Nor, when the life and works are examined is the neglect without excuse. Her books are seen to be in large part merely clever reflections of other peoples' views or views current at the time. The sentimentality of her sentiment and the florid magniloquence of her style equally disgust the reader. But to state this alone would be in the highest degree unfair. Mme de Staël's faults are great; her style is of an age, not for all time; her ideas are mostly second-hand and frequently superficial.

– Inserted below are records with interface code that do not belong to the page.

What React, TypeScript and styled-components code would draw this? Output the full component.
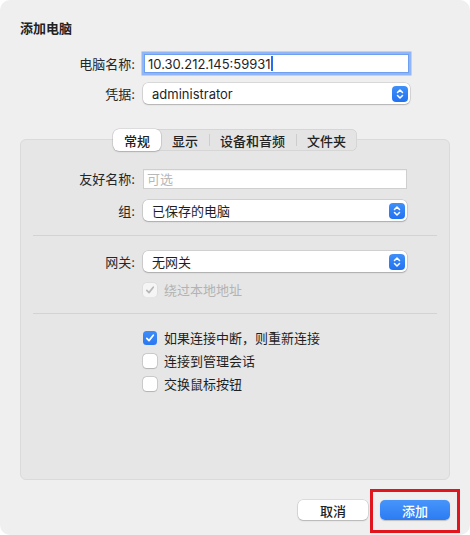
import React from "react";
import styled, { createGlobalStyle } from "styled-components";

const Global = createGlobalStyle`
  html, body { margin: 0; padding: 0; background: #ffffff; }
  body { font-family: "Inter", "Noto Sans CJK SC", "Noto Sans", sans-serif; -webkit-font-smoothing: antialiased; }
  * { box-sizing: border-box; }
`;

const Window = styled.div`
  width: 470px;
  height: 535px;
  background: #efefef;
  border-radius: 10px;
  display: flex;
  flex-direction: column;
  padding: 20px 20px 15px 20px;
  color: #262626;
  font-size: 13px;
`;

const Title = styled.div`
  font-weight: 700;
  font-size: 13px;
  line-height: 16px;
  color: #222;
`;

const Form = styled.div<{ $labelW: number; $ctrlW: number }>`
  display: grid;
  grid-template-columns: ${(p) => p.$labelW}px ${(p) => p.$ctrlW}px;
  column-gap: 8px;
  align-items: center;
`;

const TopForm = styled(Form)`
  margin-top: 18px;
  row-gap: 10px;
`;

const Label = styled.div`
  text-align: right;
  font-size: 13px;
  line-height: 16px;
  color: #262626;
  white-space: nowrap;
`;

const TextInput = styled.div<{ $focused?: boolean }>`
  height: ${(p) => (p.$focused ? 19 : 20)}px;
  margin: ${(p) => (p.$focused ? "0 1px" : "0")};
  background: #ffffff;
  border: 1px solid ${(p) => (p.$focused ? "#6f9ff0" : "#cfcfcf")};
  box-shadow: ${(p) => (p.$focused ? "0 0 0 2.5px #92b5f3" : "inset 0 1px 0 rgba(0,0,0,0.04)")};
  display: flex;
  align-items: center;
  padding-left: 3px;
  font-size: 13px;
  line-height: 16px;
  color: #1f1f1f;
  white-space: nowrap;
`;

const Placeholder = styled.span`
  color: #b8b8b8;
`;

const Caret = styled.span`
  display: inline-block;
  width: 1.5px;
  height: 15px;
  background: #2a6ef0;
  margin-left: 0.5px;
`;

const Popup = styled.div`
  height: 21px;
  background: #ffffff;
  border-radius: 5px;
  box-shadow: 0 0 0 0.5px rgba(0, 0, 0, 0.18), 0 1px 1.5px rgba(0, 0, 0, 0.18);
  display: flex;
  align-items: center;
  justify-content: space-between;
  padding: 0 2px 0 9px;
  font-size: 13px;
  line-height: 16px;
  color: #1f1f1f;
`;

const Stepper = styled.div`
  width: 16px;
  height: 16px;
  border-radius: 4px;
  background: linear-gradient(#3f8ff9, #2172f1);
  display: flex;
  align-items: center;
  justify-content: center;
`;

const TabsArea = styled.div`
  margin-top: 25px;
  flex: 1;
  display: flex;
  flex-direction: column;
  align-items: center;
`;

const TabBar = styled.div`
  position: relative;
  z-index: 1;
  height: 22px;
  display: flex;
  align-items: stretch;
  background: #e4e4e4;
  border-radius: 6px;
  box-shadow: inset 0 0 0 0.5px rgba(0, 0, 0, 0.12);
`;

const Tab = styled.div<{ $active?: boolean; $sep?: boolean }>`
  position: relative;
  display: flex;
  align-items: center;
  padding: 0 11px;
  font-size: 13px;
  font-weight: 500;
  color: #222;
  border-radius: 6px;
  background: ${(p) => (p.$active ? "#ffffff" : "transparent")};
  box-shadow: ${(p) => (p.$active ? "0 0 0 0.5px rgba(0,0,0,0.15), 0 1px 1.5px rgba(0,0,0,0.18)" : "none")};
  &::before {
    content: "";
    display: ${(p) => (p.$sep ? "block" : "none")};
    position: absolute;
    left: 0;
    top: 5px;
    bottom: 5px;
    width: 1px;
    background: #cdcdcd;
  }
`;

const Box = styled.div`
  align-self: stretch;
  flex: 1;
  margin-top: -12px;
  background: #e6e6e6;
  border: 1px solid #dadada;
  border-radius: 6px;
  padding-top: 29px;
  display: flex;
  flex-direction: column;
`;

const BoxForm = styled(Form)`
  row-gap: 11px;
`;

const Separator = styled.div<{ $top: number; $bottom: number }>`
  height: 1px;
  background: #d3d3d3;
  margin: ${(p) => p.$top}px 12px ${(p) => p.$bottom}px 12px;
`;

const CheckList = styled.div<{ $top?: number }>`
  display: flex;
  flex-direction: column;
  gap: 8px;
  padding-left: 122px;
  margin-top: ${(p) => p.$top ?? 0}px;
`;

const CheckRow = styled.div<{ $disabled?: boolean }>`
  display: flex;
  align-items: center;
  gap: 7px;
  height: 15px;
  font-size: 13px;
  line-height: 16px;
  color: ${(p) => (p.$disabled ? "#b3b3b3" : "#1f1f1f")};
`;

const CheckBox = styled.div<{ $checked?: boolean; $disabled?: boolean }>`
  width: 14px;
  height: 14px;
  border-radius: 3.5px;
  display: flex;
  align-items: center;
  justify-content: center;
  background: ${(p) => (p.$checked && !p.$disabled ? "linear-gradient(#3d8cf8,#2a78f2)" : "#ffffff")};
  box-shadow: ${(p) =>
    p.$checked && !p.$disabled
      ? "none"
      : p.$disabled
      ? "0 0 0 0.5px rgba(0,0,0,0.1)"
      : "0 0 0 0.5px rgba(0,0,0,0.22), 0 0.5px 1px rgba(0,0,0,0.12)"};
  opacity: ${(p) => (p.$disabled ? 0.6 : 1)};
`;

const Footer = styled.div`
  margin-top: 20px;
  display: flex;
  justify-content: flex-end;
  gap: 12px;
`;

const Button = styled.div<{ $primary?: boolean }>`
  position: relative;
  width: 70px;
  height: 20px;
  border-radius: 5px;
  display: flex;
  align-items: center;
  justify-content: center;
  font-size: 13px;
  font-weight: 500;
  color: ${(p) => (p.$primary ? "#ffffff" : "#222")};
  background: ${(p) => (p.$primary ? "linear-gradient(#4795fa, #2c7bf3)" : "#ffffff")};
  box-shadow: ${(p) =>
    p.$primary ? "0 0.5px 1px rgba(0,0,0,0.2)" : "0 0 0 0.5px rgba(0,0,0,0.16), 0 1px 1.5px rgba(0,0,0,0.18)"};
`;

const Highlight = styled.div`
  position: absolute;
  left: -10px;
  right: -10px;
  top: -11px;
  bottom: -13px;
  border: 3px solid #e0151d;
  pointer-events: none;
`;

const StepperIcon = () => (
  <Stepper>
    <svg width="10" height="12" viewBox="0 0 10 12" fill="none">
      <path d="M2.5 4.5 L5 2 L7.5 4.5" stroke="#fff" strokeWidth="1.5" strokeLinecap="round" strokeLinejoin="round" />
      <path d="M2.5 7.5 L5 10 L7.5 7.5" stroke="#fff" strokeWidth="1.5" strokeLinecap="round" strokeLinejoin="round" />
    </svg>
  </Stepper>
);

const Check = ({ color }: { color: string }) => (
  <svg width="10" height="10" viewBox="0 0 10 10" fill="none">
    <path d="M1.8 5.3 L4 7.6 L8.3 2.2" stroke={color} strokeWidth="1.7" strokeLinecap="round" strokeLinejoin="round" />
  </svg>
);

export default function App() {
  return (
    <>
      <Global />
      <Window>
        <Title>添加电脑</Title>
        <TopForm $labelW={115} $ctrlW={267}>
          <Label>电脑名称:</Label>
          <TextInput $focused>
            10.30.212.145:59931
            <Caret />
          </TextInput>
          <Label>凭据:</Label>
          <Popup>
            <span>administrator</span>
            <StepperIcon />
          </Popup>
        </TopForm>
        <TabsArea>
          <TabBar>
            <Tab $active>常规</Tab>
            <Tab>显示</Tab>
            <Tab $sep>设备和音频</Tab>
            <Tab $sep>文件夹</Tab>
          </TabBar>
          <Box>
            <BoxForm $labelW={114} $ctrlW={264}>
              <Label>友好名称:</Label>
              <TextInput>
                <Placeholder>可选</Placeholder>
              </TextInput>
              <Label>组:</Label>
              <Popup>
                <span>已保存的电脑</span>
                <StepperIcon />
              </Popup>
            </BoxForm>
            <Separator $top={14} $bottom={15} />
            <BoxForm $labelW={114} $ctrlW={264}>
              <Label>网关:</Label>
              <Popup>
                <span>无网关</span>
                <StepperIcon />
              </Popup>
            </BoxForm>
            <CheckList $top={10}>
              <CheckRow $disabled>
                <CheckBox $checked $disabled>
                  <Check color="#9a9a9a" />
                </CheckBox>
                绕过本地地址
              </CheckRow>
            </CheckList>
            <Separator $top={16} $bottom={16} />
            <CheckList>
              <CheckRow>
                <CheckBox $checked>
                  <Check color="#ffffff" />
                </CheckBox>
                如果连接中断，则重新连接
              </CheckRow>
              <CheckRow>
                <CheckBox />
                连接到管理会话
              </CheckRow>
              <CheckRow>
                <CheckBox />
                交换鼠标按钮
              </CheckRow>
            </CheckList>
          </Box>
        </TabsArea>
        <Footer>
          <Button>取消</Button>
          <Button $primary>
            添加
            <Highlight />
          </Button>
        </Footer>
      </Window>
    </>
  );
}
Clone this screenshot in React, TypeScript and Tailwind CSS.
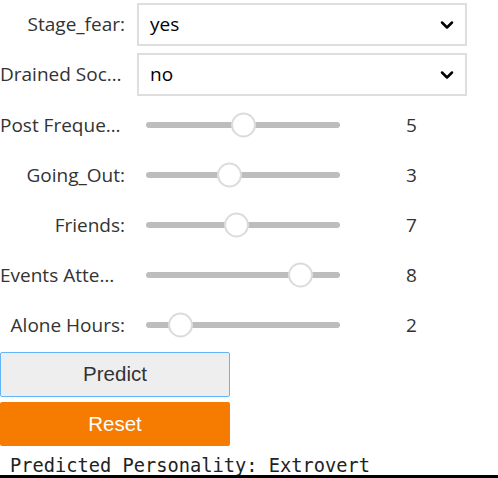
import { ChevronDown } from "lucide-react";

const dropdowns = [
  { label: "Stage_fear:", value: "yes" },
  { label: "Drained Social_media:", value: "no" },
];

// pos = where the thumb sits along the track, 0..1
const sliders = [
  { label: "Post Frequency:", value: 5, pos: 0.5 },
  { label: "Going_Out:", value: 3, pos: 0.421 },
  { label: "Friends:", value: 7, pos: 0.462 },
  { label: "Events Attended:", value: 8, pos: 0.841 },
  { label: "Alone Hours:", value: 2, pos: 0.135 },
];

function Label({ text }: { text: string }) {
  return (
    <div className="w-[125px] shrink-0 truncate text-right text-[19px] text-[#333]">
      {text}
    </div>
  );
}

export default function App() {
  return (
    <div className="w-[498px] h-[478px] bg-white overflow-hidden flex flex-col font-['Open_Sans',sans-serif]">
      <div className="flex flex-col gap-[7px] pt-[3px]">
        {dropdowns.map((d) => (
          <div key={d.label} className="flex items-center">
            <Label text={d.label} />
            <div className="ml-[12px] w-[330px] h-[43px] border-2 border-[#dedede] bg-white flex items-center justify-between pl-[11px] pr-[8px]">
              <span className="text-[19px] text-black">{d.value}</span>
              <ChevronDown className="w-[20px] h-[20px] text-black" strokeWidth={3} />
            </div>
          </div>
        ))}
      </div>

      <div className="flex flex-col mt-[4px]">
        {sliders.map((s) => (
          <div key={s.label} className="flex items-center h-[50px]">
            <Label text={s.label} />
            <div className="relative ml-[21px] w-[194px] h-[6px] rounded-full bg-[#bdbdbd]">
              <div
                className="absolute top-1/2 -translate-y-1/2 w-[25px] h-[25px] rounded-full bg-white border-2 border-[#dcdcdc]"
                style={{ left: `${s.pos * 170 - 0.5}px` }}
              />
            </div>
            <div className="ml-[66px] text-[19px] text-[#333]">{s.value}</div>
          </div>
        ))}
      </div>

      <button className="mt-[2px] w-[230px] h-[45px] bg-[#eeeeee] border border-[#64b5f6] rounded-[2px] text-[20.5px] text-[#333] font-['Liberation_Sans',Arial,sans-serif]">
        Predict
      </button>
      <button className="mt-[5px] w-[230px] h-[44px] bg-[#f57c00] rounded-[2px] text-[20.5px] text-white font-['Liberation_Sans',Arial,sans-serif]">
        Reset
      </button>

      <div className="h-[29px] overflow-hidden pt-[11px] pl-[10px]">
        <pre className="m-0 text-[18.7px] leading-[18px] text-[#222] font-['DejaVu_Sans_Mono',monospace]">
          Predicted Personality: Extrovert
        </pre>
      </div>
      <div className="h-[3px] bg-black" />
    </div>
  );
}
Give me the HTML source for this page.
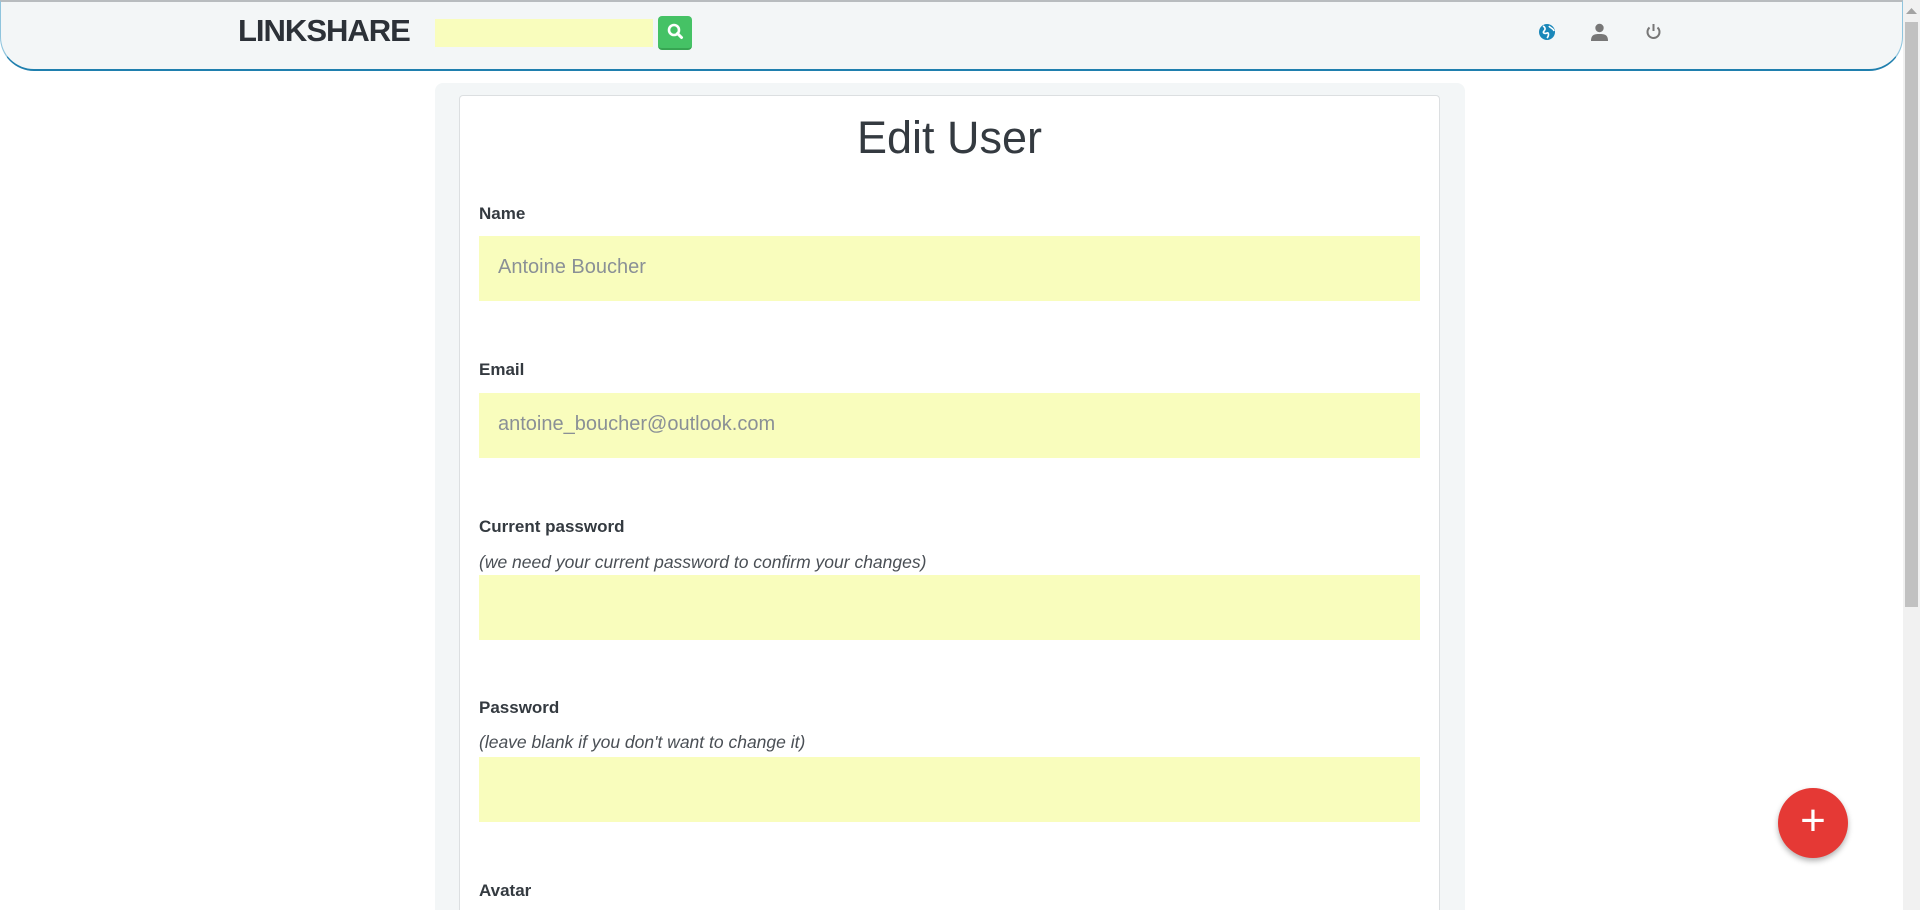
<!DOCTYPE html>
<html style="overflow:hidden;height:910px"><head><style>
*{box-sizing:border-box;margin:0;padding:0}
html,body{width:1920px;height:910px;overflow:hidden}
body{background:#fff;font-family:"Liberation Sans",sans-serif;color:#343a40;position:relative}
.hdr{position:absolute;left:0;top:0;width:1903px;height:71px;background:#f3f6f7;border-top:2px solid #b8bcbf;border-bottom:2px solid #1f7fae;border-radius:0 0 34px 34px;border-left:1px solid #8fc4dd;border-right:1px solid #8fc4dd}
.logo{position:absolute;left:238px;top:13px;font-size:31px;font-weight:bold;letter-spacing:-1px;color:#2c3138}
.srch{position:absolute;left:435px;top:19px;width:218px;height:28px;background:#f9fdbd}
.btn{position:absolute;left:658px;top:16px;width:34px;height:34px;background:#45c265;border-radius:4px;border-bottom:2px solid #37a552}
.ic{position:absolute;top:23px}
.panel{position:absolute;left:435px;top:83px;width:1030px;height:827px;background:#f3f6f7;border-radius:8px 8px 0 0}
.card{position:absolute;left:459px;top:95px;width:981px;height:815px;background:#fff;border:1px solid #dcdfe1;border-bottom:none;border-radius:4px 4px 0 0}
h1{position:absolute;left:459px;width:981px;top:112px;text-align:center;font-weight:300;font-size:45px;color:#343a40}
.lbl{position:absolute;left:479px;font-size:17px;font-weight:bold;color:#343a40}
.hint{position:absolute;left:479px;font-size:17.5px;font-style:italic;color:#4a4f55}
.inp{position:absolute;left:479px;width:941px;height:65px;background:#f9fdbd;font-size:20px;color:#8a9096;padding:20px 19px}
.fab{position:absolute;left:1778px;top:788px;width:70px;height:70px;border-radius:50%;background:#e53935;box-shadow:0 3px 6px rgba(0,0,0,.3);color:#fff;font-size:44px;line-height:66px;text-align:center}
.sb{position:absolute;left:1903px;top:0;width:17px;height:910px;background:#f1f1f1}
.th{position:absolute;left:1905px;top:22px;width:13px;height:585px;background:#c1c1c1}
</style></head><body>
<div class="hdr"></div>
<div class="logo">LINKSHARE</div>
<div class="srch"></div>
<div class="btn"><svg width="34" height="32" viewBox="0 0 34 32"><circle cx="16" cy="14" r="5" fill="none" stroke="#fff" stroke-width="2.6"/><path d="M19.5 17.5l4 4" stroke="#fff" stroke-width="3" stroke-linecap="round"/></svg></div>
<svg class="ic" style="left:1538px" width="18" height="18" viewBox="0 0 18 18"><circle cx="9" cy="9" r="8" fill="#1a87b9"/><path d="M5 3c2 1 3 3 1 5s1 3 3 2 2 3 0 5M11 3c1 2 4 2 5 5" stroke="#fff" stroke-width="1.6" fill="none"/></svg>
<svg class="ic" style="left:1591px" width="17" height="18" viewBox="0 0 17 18"><circle cx="8.5" cy="5" r="4.2" fill="#777"/><path d="M0 18c0-6 3-7 8.5-7s8.5 1 8.5 7z" fill="#777"/></svg>
<svg class="ic" style="left:1645px" width="17" height="18" viewBox="0 0 17 18"><path d="M4.5 4.5a6 6 0 1 0 8 0" stroke="#777" stroke-width="2" fill="none"/><path d="M8.5 1v7" stroke="#777" stroke-width="2"/></svg>
<div class="panel"></div>
<div class="card"></div>
<h1>Edit User</h1>
<div class="lbl" style="top:204px">Name</div>
<div class="inp" style="top:236px">Antoine Boucher</div>
<div class="lbl" style="top:360px">Email</div>
<div class="inp" style="top:393px">antoine_boucher@outlook.com</div>
<div class="lbl" style="top:517px">Current password</div>
<div class="hint" style="top:552px">(we need your current password to confirm your changes)</div>
<div class="inp" style="top:575px"></div>
<div class="lbl" style="top:698px">Password</div>
<div class="hint" style="top:732px">(leave blank if you don't want to change it)</div>
<div class="inp" style="top:757px"></div>
<div class="lbl" style="top:881px">Avatar</div>
<div class="fab">+</div>
<div class="sb"></div><div class="th"></div>
<svg style="position:absolute;left:1906px;top:8px" width="11" height="7"><path d="M0 6L5.5 0 11 6z" fill="#a3a3a3"/></svg>
</body></html>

But nothing save a very great talent could have shown itself so receptive. Take away her assiduous frequentation of society, from the later philosophe coteries to the age of Byron, take away the influence of Constant and Schlegel and her other literary friends - and probably little of her will remain. But to have caught from all sides in this manner the floating notions of society and of individuals, to reflect them with such vigour and clearness, is not anybody's task. Her two best books, Corinne and De l'Allemagne, are in all probability almost wholly unoriginal, a little sentiment in the first and a little constitutionalism in the second being all that she can claim. But Corinne is still a very remarkable exposition of a certain kind of aestheticism, while De l'Allemagne is still perhaps the most remarkable account of one country, by a native and inhabitant of another, which exists in literature.